40      It is apparent from the foregoing that the answer to the first question is that Article 40 and Article 46(6) of Implementing Regulation No 447/2014, read in conjunction with Article 27(2) of Regulation No 1299/2013, must be interpreted as meaning that they preclude a managing authority established in a Member State and participating in a cross-border cooperation programme under IPA II from addressing a financial correction decision only to an economic operator which has committed an irregularity, within the meaning of Article 2(36) of Regulation 1303/2013, when a lead beneficiary, responsible for the implementation of the entire project at issue, including the repayment of any amount unduly paid, has been designated under that programme, but is not established in that Member State.

 The second question

41      Having regard to the answer given to the first question, there is no need to answer the second question.

 Costs

42      Since these proceedings are, for the parties to the main proceedings, a step in the action pending before the referring court, the decision on costs is a matter for that court.

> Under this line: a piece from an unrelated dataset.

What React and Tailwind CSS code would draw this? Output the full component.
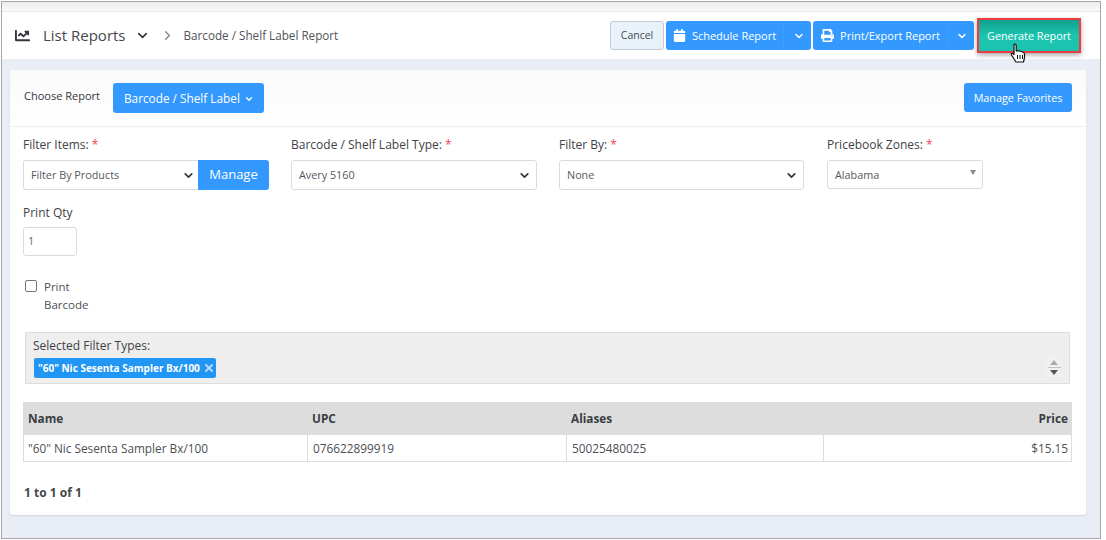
import React from 'react';
import { ChevronDown, ChevronRight, X } from 'lucide-react';
import { FaCalendar, FaPrint, FaChartLine } from 'react-icons/fa';

const Req = () => <span className="text-[#f04359] ml-[3px]">*</span>;

function Picker({ label, value, width }) {
  return (
    <div className={`flex flex-col ${width}`}>
      <div className="h-[16px] leading-[16px] text-[12px] text-[#3e4246] mb-[7px] whitespace-nowrap">{label}<Req /></div>
      <div className="h-[30px] border border-[#d8dbe0] rounded-[3px] bg-white flex items-center justify-between pl-[7px] pr-[5px] text-[10.8px] text-[#55595e]">
        <span>{value}</span>
        <ChevronDown size={13} strokeWidth={3.2} className="text-[#33373b]" />
      </div>
    </div>
  );
}

function SplitButton({ icon, text, width, textWidth }) {
  return (
    <div className={`h-[29px] ${width} bg-[#3399ff] rounded-[3px] flex items-center text-white text-[11px]`}>
      <div className={`h-full ${textWidth} flex items-center justify-center gap-[6px] border-r border-[#3d9eff]`}>
        {icon}
        <span className="pt-[1px]">{text}</span>
      </div>
      <div className="flex-1 flex items-center justify-end pr-[6px]">
        <ChevronDown size={12} strokeWidth={3} />
      </div>
    </div>
  );
}

export default function App() {
  return (
    <div className="w-[1106px] h-[540px] bg-white overflow-hidden pt-[1px] pl-[1px]" style={{ fontFamily: '"Open Sans", sans-serif' }}>
      <div className="relative w-[1100px] h-[538px] border border-[#a6a6a6] bg-[#e9edf6] flex flex-col">
        {/* Top bar */}
        <div className="h-[10px] bg-gradient-to-b from-[#ececec] to-[#f9f9f9] border-b border-[#e8e8e8]" />
        <div className="h-[47px] bg-white flex items-center justify-between pl-[13px] pr-[19px] shrink-0">
          <div className="flex items-center text-[#45494e]">
            <FaChartLine size={15} className="text-[#33373b]" />
            <span className="ml-[13px] text-[15px] leading-none text-[#44484d]">List Reports</span>
            <ChevronDown size={15} strokeWidth={2.6} className="ml-[9px] text-[#33373b]" />
            <ChevronRight size={15} strokeWidth={2} className="ml-[10px] text-[#808488]" />
            <span className="ml-[9px] text-[11.7px] text-[#4f5358]">Barcode / Shelf Label Report</span>
          </div>
          <div className="flex items-center">
            <div className="h-[29px] w-[54px] pt-[1px] rounded-[3px] border border-[#c3ccd6] bg-[#e9f2fb] flex items-center justify-center text-[10.5px] text-[#444a52]">Cancel</div>
            <div className="ml-[2px]"><SplitButton icon={<FaCalendar size={13} />} text="Schedule Report" width="w-[145px]" textWidth="w-[118px]" /></div>
            <div className="ml-[2px]"><SplitButton icon={<FaPrint size={13} />} text="Print/Export Report" width="w-[161px]" textWidth="w-[136px]" /></div>
            <div className="ml-[3px] h-[35px] w-[104px] pt-[1px] border-2 border-[#ee3a43] bg-gradient-to-b from-[#0fa08b] via-[#1cc4b0] to-[#1cc4b0] flex items-center justify-center text-white text-[10.8px] shadow-[0_2px_5px_rgba(0,0,0,0.35)]">Generate Report</div>
          </div>
        </div>

        {/* Card */}
        <div className="ml-[8px] mt-[11px] w-[1076px] h-[445px] bg-white rounded-[3px] shadow-[0_1px_2px_rgba(0,0,0,0.1)] flex flex-col">
          <div className="h-[57px] shrink-0 border-b border-[#eceef1] bg-gradient-to-b from-[#fafafa] to-white flex items-center justify-between pl-[14px] pr-[14px] pb-[1px]">
            <div className="flex items-center">
              <span className="text-[11px] text-[#33373b] mb-[3px]">Choose Report</span>
              <div className="ml-[13px] h-[30px] w-[151px] bg-[#3399ff] rounded-[3px] flex items-center justify-center gap-[4px] text-white text-[11.8px] pt-[2px] pl-[1px]">
                Barcode / Shelf Label
                <ChevronDown size={10} strokeWidth={3} />
              </div>
            </div>
            <div className="h-[29px] w-[108px] pt-[1px] bg-[#3399ff] rounded-[3px] flex items-center justify-center text-white text-[10.8px]">Manage Favorites</div>
          </div>

          <div className="pl-[13px] pr-[14px] pt-[10px] flex flex-col">
            <div className="flex gap-[22px]">
              <div className="flex flex-col w-[246px]">
                <div className="h-[16px] leading-[16px] text-[12px] text-[#3e4246] mb-[7px]">Filter Items:<Req /></div>
                <div className="flex h-[30px]">
                  <div className="w-[175px] border border-[#d8dbe0] border-r-0 rounded-l-[3px] bg-white flex items-center justify-between pl-[7px] pr-[3px] text-[10.8px] text-[#55595e]">
                    <span>Filter By Products</span>
                    <ChevronDown size={13} strokeWidth={3.2} className="text-[#33373b]" />
                  </div>
                  <div className="flex-1 bg-[#3399ff] rounded-r-[3px] flex items-center justify-center text-white text-[13px]">Manage</div>
                </div>
              </div>
              <Picker label="Barcode / Shelf Label Type:" value="Avery 5160" width="w-[246px]" />
              <Picker label="Filter By:" value="None" width="w-[245px]" />
              <div className="flex flex-col w-[156px] ml-[1px]">
                <div className="h-[16px] leading-[16px] text-[12px] text-[#3e4246] mb-[7px] whitespace-nowrap">Pricebook Zones:<Req /></div>
                <div className="relative h-[29px] pt-[1px] border border-[#d8dbe0] rounded-[3px] bg-white flex items-center pl-[7px] text-[10.8px] text-[#55595e]">
                  Alabama
                  <span className="absolute right-[6px] top-[9px] w-0 h-0 border-x-[3px] border-x-transparent border-t-[5px] border-t-[#8a8a8a]" />
                </div>
              </div>
            </div>

            <div className="mt-[15px] h-[16px] leading-[16px] text-[12px] text-[#3e4246]">Print Qty</div>
            <div className="mt-[6px] w-[54px] h-[29px] border border-[#d8dbe0] rounded-[3px] flex items-center pl-[4px] text-[11px] text-[#6a6e73]">1</div>

            <div className="mt-[22px] ml-[2px] flex items-start">
              <div className="mt-[2px] w-[12px] h-[12px] border border-[#767676] rounded-[2px] bg-white shrink-0" />
              <div className="ml-[7px] text-[11.5px] leading-[18px] text-[#4c5055] w-[60px]">Print Barcode</div>
            </div>

            <div className="relative mt-[18px] ml-[2px] w-[1045px] h-[52px] bg-[#eeeeee] border border-[#dedede] pl-[7px] pt-[4px]">
              <div className="text-[12px] leading-[17px] text-[#3e4246]">Selected Filter Types:</div>
              <div className="mt-[4px] ml-[1px] h-[20px] w-[182px] bg-[#2196f3] rounded-[2px] flex items-center pl-[4px] text-white text-[10px] font-bold whitespace-nowrap">
                "60" Nic Sesenta Sampler Bx/100
                <X size={12} strokeWidth={4} className="ml-[3px] text-[#b9dcfa]" />
              </div>
              <div className="absolute right-[7px] bottom-[5px] w-[16px] h-[22px] flex flex-col items-center justify-center gap-[2px] bg-[#f0f0f0]">
                <span className="w-0 h-0 border-x-[4px] border-x-transparent border-b-[5px] border-b-[#a9a9a9]" />
                <span className="w-[13px] h-px bg-[#c0c0c0]" />
                <span className="w-0 h-0 border-x-[4px] border-x-transparent border-t-[5px] border-t-[#555555]" />
              </div>
            </div>

            <div className="mt-[18px] w-[1049px] text-[11.8px]">
              <div className="grid grid-cols-[284px_259px_257px_249px] h-[33px] bg-[#dddddd] font-bold text-[#3a3e42] items-center">
                <div className="pl-[5px]">Name</div>
                <div className="pl-[5px]">UPC</div>
                <div className="pl-[5px]">Aliases</div>
                <div className="pr-[4px] text-right">Price</div>
              </div>
              <div className="grid grid-cols-[284px_259px_257px_249px] h-[27px] border-x border-b border-[#dddddd] text-[#4c5055] items-center">
                <div className="pl-[4px] pt-[1px] h-full flex items-center border-r border-[#dddddd]">"60" Nic Sesenta Sampler Bx/100</div>
                <div className="pl-[5px] pt-[1px] h-full flex items-center border-r border-[#dddddd]">076622899919</div>
                <div className="pl-[5px] pt-[1px] h-full flex items-center border-r border-[#dddddd]">50025480025</div>
                <div className="pr-[5px] pt-[1px] text-right">$15.15</div>
              </div>
            </div>

            <div className="mt-[23px] ml-[1px] text-[12px] leading-[16px] font-bold text-[#44484d]">1 to 1 of 1</div>
          </div>
        </div>

        {/* Mouse cursor */}
        <svg className="absolute left-[1008px] top-[41px]" width="17" height="20" viewBox="0 0 17 20">
          <path d="M4 1.5c1-.8 2.2 0 2.2 1V8l1-.3 2 .3 2 .5 2 .7c1 .5 1.3 1 1.3 2v3.5L13.5 19H6L1.5 12c-.7-1.2.5-2.2 1.6-1.4L4 11.5V2.5z" fill="#fff" stroke="#111" strokeWidth="1.2" strokeLinejoin="round" />
          <path d="M7.5 12v4M10 12v4M12.5 12v4" stroke="#111" strokeWidth="1" />
        </svg>
      </div>
    </div>
  );
}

Costs incurred in submitting observations to the Court, other than the costs of those parties, are not recoverable.

On those grounds, the Court (Eighth Chamber) hereby rules:

Article 40 and Article 46(6) of Commission Implementing Regulation (EU) No 447/2014 of 2 May 2014 on the specific rules for implementing Regulation (EU) No 231/2014 of the European Parliament and of the Council establishing an Instrument for Pre-accession assistance (IPA II), read in conjunction with Article 27(2) of Regulation (EU) No 1299/2013 of the European Parliament and of the Council of 17 December 2013 on specific provisions for the support from the European Regional Development Fund to the European territorial cooperation goal,

must be interpreted as meaning that: they preclude a managing authority established in a Member State and participating in a cross-border cooperation programme under the Instrument for Pre-accession Assistance (IPA II) from addressing a financial correction decision only to an economic operator which has committed an irregularity, within the meaning of Article 2(36) of Regulation (EU) No 1303/2013 of the European Parliament and of the Council of 17 December 2013 laying down common provisions on the European Regional Development Fund, the European Social Fund, the Cohesion Fund, the European Agricultural Fund for Rural Development and the European Maritime and Fisheries Fund and laying down general provisions on the European Regional Development Fund, the European Social Fund, the Cohesion Fund and the European Maritime and Fisheries Fund and repealing Council Regulation (EC) No 1083/2006, when a lead beneficiary, responsible for the implementation of the entire project at issue, including the repayment of any amount unduly paid, has been designated under that programme, but is not established in that Member State.

[Signatures]


*      Language of the case: Bulgarian.